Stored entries
..........

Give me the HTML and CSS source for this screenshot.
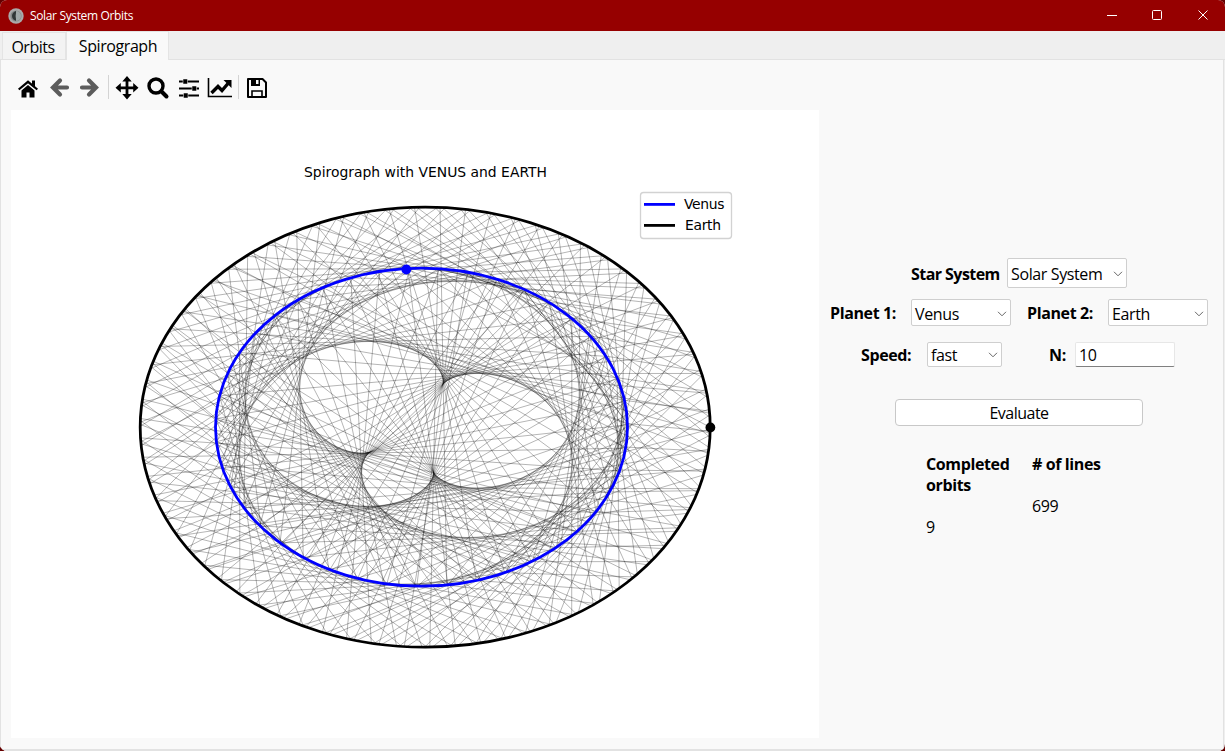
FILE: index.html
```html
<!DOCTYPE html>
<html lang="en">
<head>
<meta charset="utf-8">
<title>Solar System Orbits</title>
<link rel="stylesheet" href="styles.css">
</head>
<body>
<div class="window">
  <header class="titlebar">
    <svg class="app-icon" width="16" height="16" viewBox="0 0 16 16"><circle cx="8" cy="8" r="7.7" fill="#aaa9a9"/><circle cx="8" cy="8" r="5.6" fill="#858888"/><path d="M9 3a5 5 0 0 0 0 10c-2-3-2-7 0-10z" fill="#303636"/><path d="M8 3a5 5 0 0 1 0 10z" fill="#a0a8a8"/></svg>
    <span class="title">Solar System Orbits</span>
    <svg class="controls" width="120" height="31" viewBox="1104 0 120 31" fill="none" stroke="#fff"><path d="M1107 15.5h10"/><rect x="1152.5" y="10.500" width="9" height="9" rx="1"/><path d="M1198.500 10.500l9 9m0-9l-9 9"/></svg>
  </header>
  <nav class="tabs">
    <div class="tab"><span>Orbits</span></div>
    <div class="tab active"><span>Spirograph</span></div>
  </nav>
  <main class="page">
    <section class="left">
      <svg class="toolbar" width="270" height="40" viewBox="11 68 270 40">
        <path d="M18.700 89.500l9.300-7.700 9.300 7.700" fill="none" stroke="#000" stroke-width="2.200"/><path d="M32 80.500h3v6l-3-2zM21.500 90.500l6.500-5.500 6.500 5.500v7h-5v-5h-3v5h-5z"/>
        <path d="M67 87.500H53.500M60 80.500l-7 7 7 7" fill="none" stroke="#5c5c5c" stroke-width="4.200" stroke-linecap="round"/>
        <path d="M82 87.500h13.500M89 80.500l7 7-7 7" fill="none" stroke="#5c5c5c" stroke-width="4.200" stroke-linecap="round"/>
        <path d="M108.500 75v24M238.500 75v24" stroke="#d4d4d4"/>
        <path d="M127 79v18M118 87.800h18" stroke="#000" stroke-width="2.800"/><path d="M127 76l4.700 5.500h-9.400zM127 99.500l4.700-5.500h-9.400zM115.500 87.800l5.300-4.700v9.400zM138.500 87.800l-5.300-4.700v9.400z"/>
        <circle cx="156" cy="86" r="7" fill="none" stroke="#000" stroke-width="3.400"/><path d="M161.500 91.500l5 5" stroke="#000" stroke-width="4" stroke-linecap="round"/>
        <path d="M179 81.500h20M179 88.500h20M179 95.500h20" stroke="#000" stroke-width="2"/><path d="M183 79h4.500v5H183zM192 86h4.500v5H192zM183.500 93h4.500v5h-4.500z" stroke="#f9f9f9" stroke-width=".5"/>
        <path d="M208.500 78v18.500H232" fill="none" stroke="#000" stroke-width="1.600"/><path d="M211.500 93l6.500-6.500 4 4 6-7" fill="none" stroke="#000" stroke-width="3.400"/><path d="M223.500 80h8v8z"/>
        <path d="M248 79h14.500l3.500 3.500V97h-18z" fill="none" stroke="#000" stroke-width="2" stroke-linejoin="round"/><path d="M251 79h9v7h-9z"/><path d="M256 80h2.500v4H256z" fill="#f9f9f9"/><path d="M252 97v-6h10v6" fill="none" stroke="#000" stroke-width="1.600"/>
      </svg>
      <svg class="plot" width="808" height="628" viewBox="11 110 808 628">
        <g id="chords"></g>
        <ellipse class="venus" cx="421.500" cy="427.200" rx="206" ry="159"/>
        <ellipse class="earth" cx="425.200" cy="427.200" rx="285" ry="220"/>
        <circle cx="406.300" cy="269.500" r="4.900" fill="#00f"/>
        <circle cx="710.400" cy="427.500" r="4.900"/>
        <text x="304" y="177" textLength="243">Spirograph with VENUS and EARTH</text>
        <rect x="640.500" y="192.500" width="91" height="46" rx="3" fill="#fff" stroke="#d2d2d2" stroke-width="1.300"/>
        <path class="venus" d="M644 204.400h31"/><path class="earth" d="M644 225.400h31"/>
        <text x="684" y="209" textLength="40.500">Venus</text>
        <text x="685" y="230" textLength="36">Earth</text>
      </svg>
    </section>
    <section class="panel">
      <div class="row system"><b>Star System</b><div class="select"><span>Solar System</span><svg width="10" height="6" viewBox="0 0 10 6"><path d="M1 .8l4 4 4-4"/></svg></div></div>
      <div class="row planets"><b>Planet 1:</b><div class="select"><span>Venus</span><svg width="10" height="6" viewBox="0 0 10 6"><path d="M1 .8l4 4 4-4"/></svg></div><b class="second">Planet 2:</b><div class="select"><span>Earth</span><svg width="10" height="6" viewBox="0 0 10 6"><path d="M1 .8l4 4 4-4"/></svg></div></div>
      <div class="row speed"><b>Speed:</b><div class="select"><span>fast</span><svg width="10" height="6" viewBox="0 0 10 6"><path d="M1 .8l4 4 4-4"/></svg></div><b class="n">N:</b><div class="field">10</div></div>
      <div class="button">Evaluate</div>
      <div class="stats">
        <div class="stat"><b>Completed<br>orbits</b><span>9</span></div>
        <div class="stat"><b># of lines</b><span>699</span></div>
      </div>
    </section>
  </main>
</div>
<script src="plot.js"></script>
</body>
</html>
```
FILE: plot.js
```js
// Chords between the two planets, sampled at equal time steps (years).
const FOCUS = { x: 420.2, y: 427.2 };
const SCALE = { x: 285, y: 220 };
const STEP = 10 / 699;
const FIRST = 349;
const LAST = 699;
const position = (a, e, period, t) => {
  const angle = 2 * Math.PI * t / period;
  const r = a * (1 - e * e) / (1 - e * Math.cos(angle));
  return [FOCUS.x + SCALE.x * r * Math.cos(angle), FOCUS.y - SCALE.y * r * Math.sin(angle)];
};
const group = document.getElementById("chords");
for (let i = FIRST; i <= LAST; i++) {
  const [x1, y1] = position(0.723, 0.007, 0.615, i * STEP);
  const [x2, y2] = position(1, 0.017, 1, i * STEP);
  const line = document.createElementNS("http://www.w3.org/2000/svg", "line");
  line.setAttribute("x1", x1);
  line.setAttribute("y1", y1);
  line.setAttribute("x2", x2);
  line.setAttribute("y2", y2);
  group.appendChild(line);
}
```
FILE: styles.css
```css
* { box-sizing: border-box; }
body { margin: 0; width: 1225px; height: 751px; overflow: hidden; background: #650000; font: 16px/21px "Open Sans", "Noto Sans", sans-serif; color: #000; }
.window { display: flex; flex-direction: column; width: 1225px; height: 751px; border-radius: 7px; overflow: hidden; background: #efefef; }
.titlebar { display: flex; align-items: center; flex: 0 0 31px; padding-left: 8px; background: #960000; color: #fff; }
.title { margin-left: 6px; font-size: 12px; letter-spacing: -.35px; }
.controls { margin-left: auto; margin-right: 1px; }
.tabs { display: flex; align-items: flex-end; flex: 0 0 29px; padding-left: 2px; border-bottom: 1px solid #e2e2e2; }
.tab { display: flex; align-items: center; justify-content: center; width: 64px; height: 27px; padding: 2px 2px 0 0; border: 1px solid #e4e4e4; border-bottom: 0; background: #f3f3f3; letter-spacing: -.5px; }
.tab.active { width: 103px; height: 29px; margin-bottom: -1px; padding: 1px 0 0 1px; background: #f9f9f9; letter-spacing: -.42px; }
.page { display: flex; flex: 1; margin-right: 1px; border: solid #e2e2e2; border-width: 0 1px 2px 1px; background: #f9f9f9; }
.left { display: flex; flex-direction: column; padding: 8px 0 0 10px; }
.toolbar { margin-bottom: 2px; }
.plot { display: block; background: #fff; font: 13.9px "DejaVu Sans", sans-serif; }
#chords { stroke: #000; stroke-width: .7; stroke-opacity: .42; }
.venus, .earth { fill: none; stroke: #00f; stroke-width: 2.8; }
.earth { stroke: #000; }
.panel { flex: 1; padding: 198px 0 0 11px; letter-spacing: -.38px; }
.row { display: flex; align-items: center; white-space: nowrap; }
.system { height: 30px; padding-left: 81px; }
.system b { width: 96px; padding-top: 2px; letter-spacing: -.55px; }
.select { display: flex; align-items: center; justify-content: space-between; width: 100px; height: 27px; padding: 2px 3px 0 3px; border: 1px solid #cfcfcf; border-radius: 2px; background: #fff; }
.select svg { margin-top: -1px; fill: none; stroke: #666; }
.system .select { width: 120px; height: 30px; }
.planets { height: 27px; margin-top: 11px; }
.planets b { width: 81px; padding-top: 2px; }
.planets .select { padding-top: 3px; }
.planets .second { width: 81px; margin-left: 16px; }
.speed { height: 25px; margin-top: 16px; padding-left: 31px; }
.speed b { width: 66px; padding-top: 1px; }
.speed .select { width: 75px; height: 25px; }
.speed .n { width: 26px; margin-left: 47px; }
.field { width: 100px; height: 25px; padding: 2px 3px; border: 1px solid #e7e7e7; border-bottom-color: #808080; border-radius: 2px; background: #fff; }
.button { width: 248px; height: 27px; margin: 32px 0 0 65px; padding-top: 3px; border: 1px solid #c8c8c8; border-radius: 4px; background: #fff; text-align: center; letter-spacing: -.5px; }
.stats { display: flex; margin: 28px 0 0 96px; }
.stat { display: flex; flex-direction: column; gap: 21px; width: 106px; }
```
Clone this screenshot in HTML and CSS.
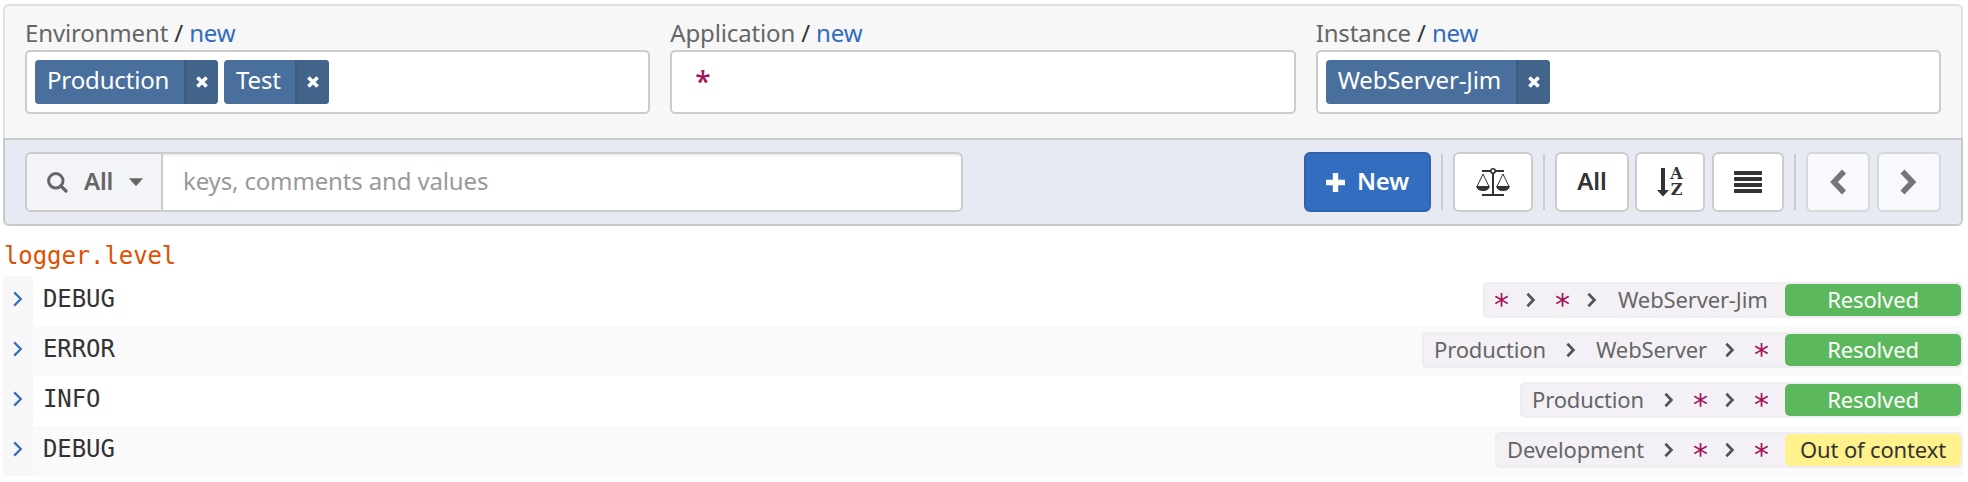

..........

Copy out all lines above that include the string "this".

Give me the HTML and CSS source for this screenshot.
Clone this screenshot in HTML and CSS.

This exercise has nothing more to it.